Good point - Florida grows palm trees, we can't do that here.
We can't do the gorgeous bougainvillea stuff like in Louisiana, either. No oranges or lemons...

Climate and soil have so much to do with the vitality of plants. My hydrangea threatens to move in every year - this year its spread is about 8 feet, and it's spilling over onto the Live-Forevers and vinca....gave my mom a start from it some years ago, and hers is finally doing okay.

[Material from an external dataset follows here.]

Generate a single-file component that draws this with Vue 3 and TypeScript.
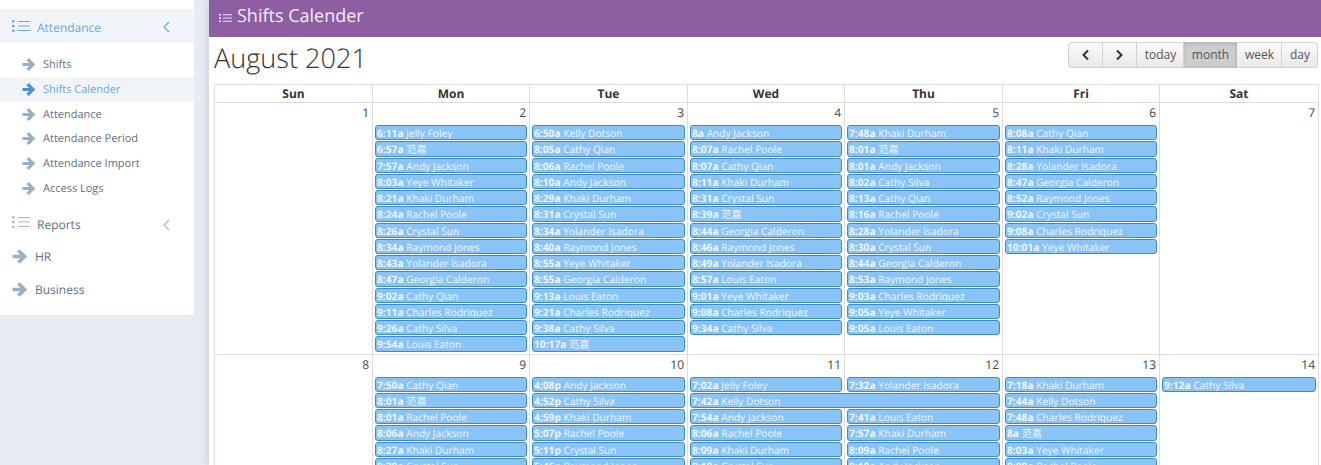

I have very loamy black soil, with lots of worms and natural nutrients. She has more clay and "fill-dirt" in her yard. I think one advantage I have is that my yard is not chemically compromised. I've no idea how old the hydrangea is - it was here when I moved in...and has gotten bigger and bigger ever since (1999!). Same with the irises, hostas (the one I discovered about 5 years ago that the hydrangea was overpowering is now a clump about 6 feet wide itself! Another couple of them I pulled out and just tossed into the planter below the front window - didn't bury them or do anything at all! - and the next year they were fine - they have leaves the size of salad plates and send up lovely lavender flowers every summer. Hardy buggers!


Sometimes it's discouraging to not be able to have the European or French Quarter window-box look that I'd love to have, but I've learned to stick to plants that will do well here, rather than struggle with trying to keep things alive that don't want to live here. Fuschias for example - love them. Bought one every year for five or six or ten years.

Eventually I started saying "I bought another fuschia to kill"....and then I quit buying them.